I’ve been reading through the code and doing some experiments, and I noticed that the current implementation seems to explicitly support the following prompt variants:
- 语音转写 (auto)
- 语音转写成中文
- 语音转写成英文
- 语音转写成日文
From the inference logic, it looks like the language control is handled via a fixed mapping (e.g., zh / en / ja) that is then converted into a Chinese prompt such as “语音转写成中文 / 英文 / 日文”.
I wanted to ask a clarification question to make sure I’m understanding this correctly:
- Is there a recommended or official language mapping table for prompts? For example, if I write prompts like
- “语音转写成印度尼西亚文”
- “语音转写成印尼文”
are these expected to work, or is the model only guaranteed to behave correctly for the explicitly supported languages?
note. I checked the Fun-ASR technical report, but I couldn’t find an explicit definition of a prompt-level language mapping or recommended language keywords. It seems the current language handling is an implementation choice rather than something specified in the paper.

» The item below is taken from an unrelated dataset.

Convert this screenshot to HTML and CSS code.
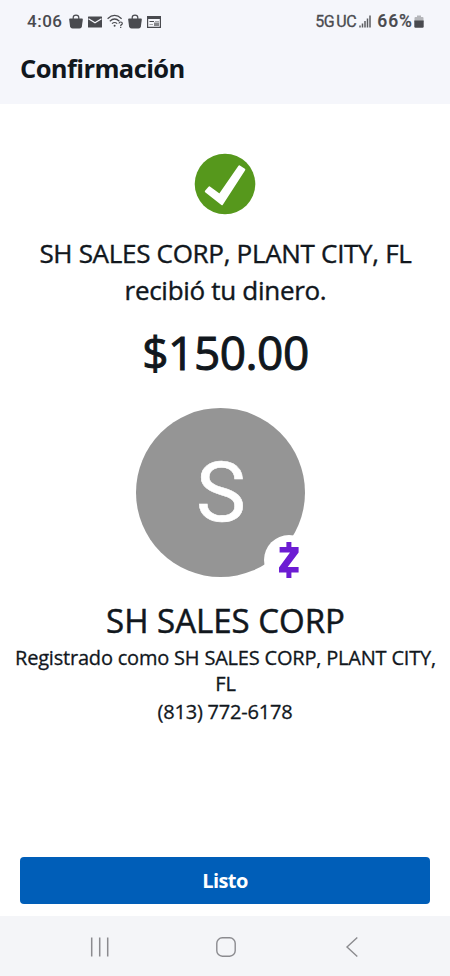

- How should dialects or non-standard language variants be handled in prompts?
As an example, for Min Nan (閩南語 / Minnan / Hokkien), would you recommend prompting with something like:
- “语音转写成閩南語”
- “语音转写成中文”
- leaving the language as auto?
My assumption is that dialect handling may depend more on the underlying acoustic/language model than on the prompt itself, but I wanted to confirm whether there is a preferred or recommended way to express dialects in prompts.
Apologies if this is already documented somewhere — I may have missed it. Any guidance or pointers would be greatly appreciated.
Thanks again for your excellent work!